A day at the spa. A weekend retreat to an exclusive resort. A home cleaning service to take on some of the regular chores for a while.
These are some of the more typical ways we might visualize the idea of “self care,” but they may be too limited— and for sales people, they might not be realistic.
As much as we might like to think of self-care as being pampered or spoiling ourselves, that’s not what it’s really about. Self-care is an ongoing practice of recognizing the state of your health and being proactive in addressing any problem areas.
One of the reasons we might associate self-care with luxury living is that it once seemed to be a perk reserved for only the most senior executives. After all, given the responsibilities they carry and the pressures put upon them, it’s only natural that CEOs would need to be particularly mindful of their mental and physical health.
Today, though, salespeople are responsible for executing on some of the most important planks in any CEO’s growth strategy. This doesn’t just include revenue, though that’s obviously important.
Sales reps are also the people who play a key role in establishing and nurturing customer relationships. The way they sell will be a moment in the journey that many customers remember, and sets the stage for further growth opportunities down the line. It’s not something any business can afford to mess up.
That means salespeople — who have always had a stressful job, with ambitious goals to reach — may be pushing themselves more than ever before.
There’s nothing wrong with being driven, but everyone has their breaking point. You can only spend so many hours on the job, or thinking about the job, before performance suffers.
In an ideal situation, a sales manager picks up on signals that indicate a rep needs to take care of themselves. With more of us working from home, however, salespeople may need to take more responsibility for their self-care, too.
Self-care doesn’t have to be expensive or time-consuming. It’s about paying attention to yourself. You can approach it in any number of ways:
Those last deals you closed might seem like a lifetime ago, even if they happened earlier in the week. That’s because salespeople are often laser-focused on hitting a specific number for the entire month, quarter or the year.
And yet, failure to celebrate the milestones on the way may make it harder to feel a sense of progress or accomplishment. You get so tired looking at the next to-do item to check off the list that you forget about the ones you’ve done.
Throw yourself a little victory party, even if it’s just in your own head. Look back on the deals you’ve closed and seek a feeling of thankfulness for having the abilities to be successful in one of the toughest jobs in the world.
Don’t just make this a superficial exercise, but reflect on specific steps or good habits you’ve practiced that have made the difference. It will make you want to do more of the same.
Selling is competitive, but you can still have positive relationships with your coworkers. Support them with encouragement and advice whenever possible, or just show an interest in their lives outside of work. They’ll likely reciprocate, which can mean a lot when you need to feel a sense of community.
Your squad can also be people outside of your professional circles, whether it’s friendships that date back to high school or more recent acquaintances.
How you “huddle” is up to you. Maybe it’s as simple as sharing a funny meme that you’ve seen in your social media feed, or setting up an ongoing group text that extends the traditional water cooler conversation.

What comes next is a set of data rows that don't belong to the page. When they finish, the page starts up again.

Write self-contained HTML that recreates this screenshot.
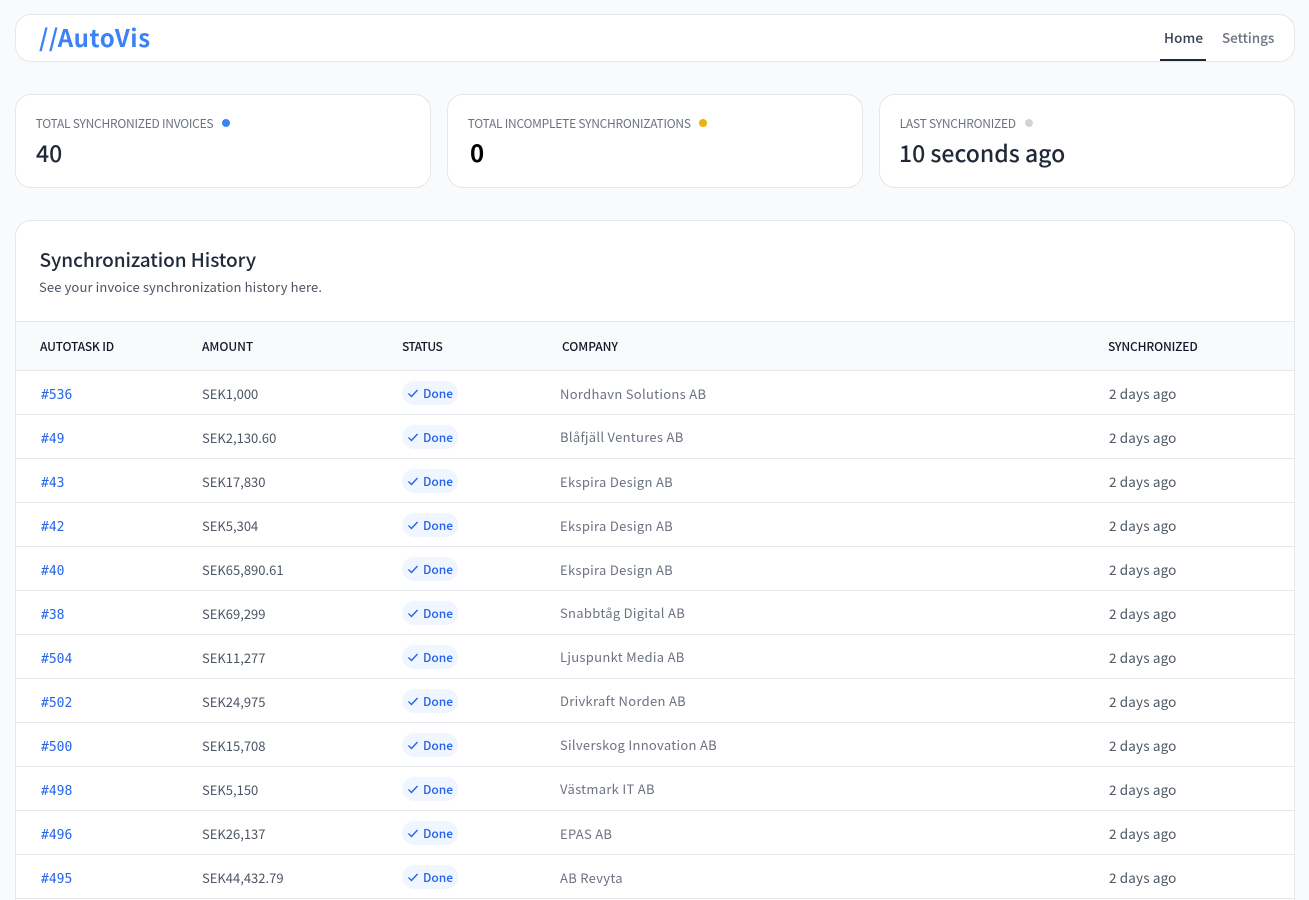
<!DOCTYPE html>
<html lang="en"><head><meta charset="utf-8"><title>AutoVis</title>
<style>
*{box-sizing:border-box}
html,body{margin:0;padding:0;width:1309px;height:900px;overflow:hidden;background:#f9fafb}
body{position:relative;font-family:"Noto Sans CJK JP","Liberation Sans",sans-serif;color:#1f2937}
.box{position:absolute;background:#fff;border:1px solid #e5e7eb}
.t{position:absolute;white-space:nowrap;line-height:20px}
.lab{font-size:12px;color:#6b7280;top:114px;letter-spacing:-.24px}
.val{font-size:23px;font-weight:500;top:135px;line-height:34px;letter-spacing:0}
.dot{position:absolute;width:8px;height:8px;border-radius:50%;top:119px}
.th{font-size:12px;font-weight:500;color:#111827;top:337px;letter-spacing:-.05px}
.row{position:absolute;left:16px;width:1278px;height:44px;border-bottom:1px solid #e5e7eb}
.row span{position:absolute;white-space:nowrap;line-height:20px;top:13px}
.row .id{left:25px;top:15px;font:13px/20px "DejaVu Sans Mono","Liberation Mono",monospace;color:#2563eb}
.amt{left:186px;font-size:13px;color:#4b5563}
.co{left:544px;font-size:13px;color:#6b7280;letter-spacing:.3px}
.row .up{top:12px}
.row .syn{left:1093px;top:12px;font-size:13.5px;color:#4b5563;letter-spacing:.14px}
.row .pill{left:386px;top:11px;width:56px;height:24px;margin-top:-1px;border-radius:12px;background:#eff6ff;color:#2563eb;font-size:12px;font-weight:500;line-height:26px;padding-left:21px;letter-spacing:0}
.pill svg{position:absolute;left:5px;top:6px}
</style></head><body>
<div class="box" style="left:15px;top:14px;width:1280px;height:48px;border-radius:16px"></div>
<div class="t" style="left:39px;top:21px;line-height:32px;font-size:24px;font-weight:700;color:#3b82f6;letter-spacing:.6px">//AutoVis</div>
<div class="t" style="left:1164px;top:27px;font-size:13.5px;font-weight:500;color:#374151;letter-spacing:.1px">Home</div>
<div class="t" style="left:1222px;top:27px;font-size:13.5px;font-weight:500;color:#6b7280;letter-spacing:-.05px">Settings</div>
<div style="position:absolute;left:1160px;top:59px;width:46px;height:2px;background:#1f2937"></div>

<div class="box" style="left:15px;top:94px;width:416px;height:94px;border-radius:16px"></div>
<div class="box" style="left:447px;top:94px;width:416px;height:94px;border-radius:16px"></div>
<div class="box" style="left:879px;top:94px;width:416px;height:94px;border-radius:16px"></div>
<div class="t lab" style="left:35.6px">TOTAL SYNCHRONIZED INVOICES</div><div class="dot" style="left:222px;background:#3b82f6"></div>
<div class="t lab" style="left:467.6px">TOTAL INCOMPLETE SYNCHRONIZATIONS</div><div class="dot" style="left:699px;background:#eab308"></div>
<div class="t lab" style="left:899.6px">LAST SYNCHRONIZED</div><div class="dot" style="left:1025px;background:#d1d5db"></div>
<div class="t val" style="left:36px">40</div>
<div class="t val" style="left:470px;color:#000;font-weight:700;font-size:24px">0</div>
<div class="t val" style="left:899px">10 seconds ago</div>

<div class="box" style="left:15px;top:220px;width:1280px;height:700px;border-radius:16px 16px 0 0"></div>
<div class="t" style="left:39.5px;top:246px;line-height:28px;font-size:19px;font-weight:500;color:#1f2937;letter-spacing:-.06px">Synchronization History</div>
<div class="t" style="left:39px;top:277px;font-size:13px;color:#4b5563;letter-spacing:.13px">See your invoice synchronization history here.</div>
<div style="position:absolute;left:16px;top:321px;width:1278px;height:50px;background:#f9fafb;border-top:1px solid #e5e7eb;border-bottom:1px solid #e5e7eb"></div>
<div class="t th" style="left:40px;letter-spacing:-.2px">AUTOTASK ID</div>
<div class="t th" style="left:202px">AMOUNT</div>
<div class="t th" style="left:402px;letter-spacing:-.6px">STATUS</div>
<div class="t th" style="left:562px">COMPANY</div>
<div class="t th" style="left:1108px;letter-spacing:-.16px">SYNCHRONIZED</div>

<div class="row" style="top:371px"><span class="id">#536</span><span class="amt">SEK1,000</span><span class="pill"><svg width="12" height="12" viewBox="0 0 12 12"><path d="M1.5 6.5 4.5 9.5 10.5 3" fill="none" stroke="#2563eb" stroke-width="1.4"/></svg>Done</span><span class="co">Nordhavn Solutions AB</span><span class="syn">2 days ago</span></div>
<div class="row" style="top:415px"><span class="id">#49</span><span class="amt">SEK2,130.60</span><span class="pill"><svg width="12" height="12" viewBox="0 0 12 12"><path d="M1.5 6.5 4.5 9.5 10.5 3" fill="none" stroke="#2563eb" stroke-width="1.4"/></svg>Done</span><span class="co up">Blåfjäll Ventures AB</span><span class="syn">2 days ago</span></div>
<div class="row" style="top:459px"><span class="id">#43</span><span class="amt">SEK17,830</span><span class="pill"><svg width="12" height="12" viewBox="0 0 12 12"><path d="M1.5 6.5 4.5 9.5 10.5 3" fill="none" stroke="#2563eb" stroke-width="1.4"/></svg>Done</span><span class="co">Ekspira Design AB</span><span class="syn">2 days ago</span></div>
<div class="row" style="top:503px"><span class="id">#42</span><span class="amt">SEK5,304</span><span class="pill"><svg width="12" height="12" viewBox="0 0 12 12"><path d="M1.5 6.5 4.5 9.5 10.5 3" fill="none" stroke="#2563eb" stroke-width="1.4"/></svg>Done</span><span class="co">Ekspira Design AB</span><span class="syn">2 days ago</span></div>
<div class="row" style="top:547px"><span class="id">#40</span><span class="amt">SEK65,890.61</span><span class="pill"><svg width="12" height="12" viewBox="0 0 12 12"><path d="M1.5 6.5 4.5 9.5 10.5 3" fill="none" stroke="#2563eb" stroke-width="1.4"/></svg>Done</span><span class="co">Ekspira Design AB</span><span class="syn">2 days ago</span></div>
<div class="row" style="top:591px"><span class="id">#38</span><span class="amt">SEK69,299</span><span class="pill"><svg width="12" height="12" viewBox="0 0 12 12"><path d="M1.5 6.5 4.5 9.5 10.5 3" fill="none" stroke="#2563eb" stroke-width="1.4"/></svg>Done</span><span class="co up">Snabbtåg Digital AB</span><span class="syn">2 days ago</span></div>
<div class="row" style="top:635px"><span class="id">#504</span><span class="amt">SEK11,277</span><span class="pill"><svg width="12" height="12" viewBox="0 0 12 12"><path d="M1.5 6.5 4.5 9.5 10.5 3" fill="none" stroke="#2563eb" stroke-width="1.4"/></svg>Done</span><span class="co up">Ljuspunkt Media AB</span><span class="syn">2 days ago</span></div>
<div class="row" style="top:679px"><span class="id">#502</span><span class="amt">SEK24,975</span><span class="pill"><svg width="12" height="12" viewBox="0 0 12 12"><path d="M1.5 6.5 4.5 9.5 10.5 3" fill="none" stroke="#2563eb" stroke-width="1.4"/></svg>Done</span><span class="co up">Drivkraft Norden AB</span><span class="syn">2 days ago</span></div>
<div class="row" style="top:723px"><span class="id">#500</span><span class="amt">SEK15,708</span><span class="pill"><svg width="12" height="12" viewBox="0 0 12 12"><path d="M1.5 6.5 4.5 9.5 10.5 3" fill="none" stroke="#2563eb" stroke-width="1.4"/></svg>Done</span><span class="co up">Silverskog Innovation AB</span><span class="syn">2 days ago</span></div>
<div class="row" style="top:767px"><span class="id">#498</span><span class="amt">SEK5,150</span><span class="pill"><svg width="12" height="12" viewBox="0 0 12 12"><path d="M1.5 6.5 4.5 9.5 10.5 3" fill="none" stroke="#2563eb" stroke-width="1.4"/></svg>Done</span><span class="co up">Västmark IT AB</span><span class="syn">2 days ago</span></div>
<div class="row" style="top:811px"><span class="id">#496</span><span class="amt">SEK26,137</span><span class="pill"><svg width="12" height="12" viewBox="0 0 12 12"><path d="M1.5 6.5 4.5 9.5 10.5 3" fill="none" stroke="#2563eb" stroke-width="1.4"/></svg>Done</span><span class="co">EPAS AB</span><span class="syn">2 days ago</span></div>
<div class="row" style="top:855px"><span class="id">#495</span><span class="amt">SEK44,432.79</span><span class="pill"><svg width="12" height="12" viewBox="0 0 12 12"><path d="M1.5 6.5 4.5 9.5 10.5 3" fill="none" stroke="#2563eb" stroke-width="1.4"/></svg>Done</span><span class="co">AB Revyta</span><span class="syn">2 days ago</span></div>
</body></html>
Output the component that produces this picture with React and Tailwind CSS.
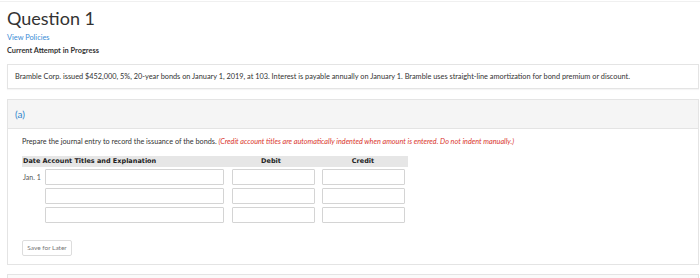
import React from "react";

const rows = ["Jan. 1", "", ""];

const App = () => {
  return (
    <div
      className="w-[700px] h-[278px] overflow-hidden bg-white text-[#333]"
      style={{ fontFamily: "Lato, 'Open Sans', sans-serif" }}
    >
      <div className="h-[2px] border-b border-[#f0f0f0]" />
      <div className="pl-[7px]">
        <h1 className="mt-[6px] text-[18px] leading-[20px] text-[#333]">Question 1</h1>
        <div className="mt-[5px] text-[7.4px] leading-[9px] text-[#3a8cd6]">View Policies</div>
        <div className="mt-[4px] text-[7.4px] leading-[9px] font-bold text-[#333]">
          Current Attempt in Progress
        </div>

        <div className="mt-[9px] w-[692px] h-[25px] border border-[#e4e4e4] flex items-center px-[7px] text-[7.35px] text-[#333] shadow-[0_1px_1px_rgba(0,0,0,0.04)]">
          Bramble Corp. issued $452,000, 5%, 20-year bonds on January 1, 2019, at 103. Interest is payable annually on January 1. Bramble uses straight-line amortization for bond premium or discount.
        </div>

        <div className="mt-[10px] w-[692px] h-[166px] border border-[#e4e4e4]">
          <div className="h-[29px] bg-[#f5f5f5] border-b border-[#e4e4e4] flex items-center px-[7px] text-[10px] text-[#2f86cc]">
            (a)
          </div>
          <div className="pl-[14px] pt-[8px]">
            <div className="text-[7.25px] leading-[9px] text-[#333]">
              Prepare the journal entry to record the issuance of the bonds.{" "}
              <span className="italic text-[#d9342b]">
                (Credit account titles are automatically indented when amount is entered. Do not indent manually.)
              </span>
            </div>

            <div
              className="mt-[10px] w-[386px] h-[11px] bg-[#e6e6e6] flex items-center text-[6.5px] font-bold text-[#222]"
              style={{ fontFamily: "'DejaVu Sans', Verdana, sans-serif" }}
            >
              <div className="w-[202px] pl-[1px]">Date Account Titles and Explanation</div>
              <div className="w-[94px] text-center">Debit</div>
              <div className="w-[90px] text-center">Credit</div>
            </div>

            <div className="mt-[2px] flex flex-col gap-[3px]">
              {rows.map((label, i) => (
                <div key={i} className="flex items-center h-[16px]">
                  <div className="w-[23px] text-[7px] text-[#555] pl-[1px]">{label}</div>
                  <div className="w-[179px] h-[16px] border border-[#d4d4d4] rounded-[1px]" />
                  <div className="ml-[8px] w-[83px] h-[16px] border border-[#d4d4d4] rounded-[1px]" />
                  <div className="ml-[7px] w-[83px] h-[16px] border border-[#d4d4d4] rounded-[1px]" />
                </div>
              ))}
            </div>

            <button className="mt-[17px] w-[50px] h-[16px] border border-[#ddd] rounded-[2px] bg-white text-[6.5px] text-[#777] flex items-center justify-center">
              Save for Later
            </button>
          </div>
        </div>

        <div className="mt-[9px] w-[692px] h-[20px] border border-[#e4e4e4] bg-[#fafafa]" />
      </div>
    </div>
  );
};

export default App;
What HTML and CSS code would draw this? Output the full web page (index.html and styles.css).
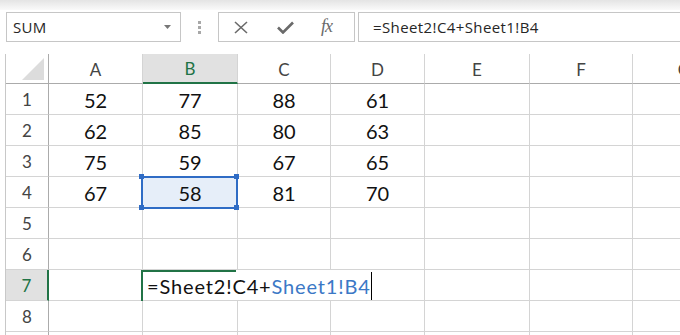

Although you’re engaging with customers in conversation, you’ll need to have other social interactions that aren’t oriented around closing a deal. Make this something you carve into your schedule at least a few times a week.
Make where you work someplace you want to be
A dirty desk is not uncommon when you have a lot on the go. There may get to be a point, though, where there is an excess of paper lying around, random items piling up in corners or one layer of dust too many.
If you're working from home, it becomes easier than ever to fall into this trap. Much like keeping ourselves clean and presentable for the sake of clients and coworkers, though, a well-kept space can do wonders for your mind and emotions.
Don’t just tidy up, but enhance the space. Perhaps it’s time to add a new photo of a family or friend, or a memento from your last vacation. Even a screen saver with some art could provide you inspiration and a sense of uplift.
Pausing your cold calls to check up on your email is not taking a break. Watching a webinar replay after finishing up a pitch is not taking a break. A break is doing something unrelated to your productivity that replenishes you.
Drinking coffee or tea are old standbys, but there are other options. A few minutes of meditation, where you just sit and listen to your breath, can be surprisingly restorative. So could writing in a journal, where you express your thoughts without editing them or judging yourself.
Walking is another of the best practices when it comes to taking a real break. Even though salespeople can often be on the go, we live much more sedentary lives than our ancestors. Going for a purpose-free stroll can let us see the world in a new way, exercising gently and often triggers great ideas we didn’t know we had.
Probably the most important way to practice self-care at work is to realize when you haven’t been doing it. Bookmark this post and come back to it periodically. If you haven’t recently done one of the ideas listed here, or something similar, it’s probably time you did.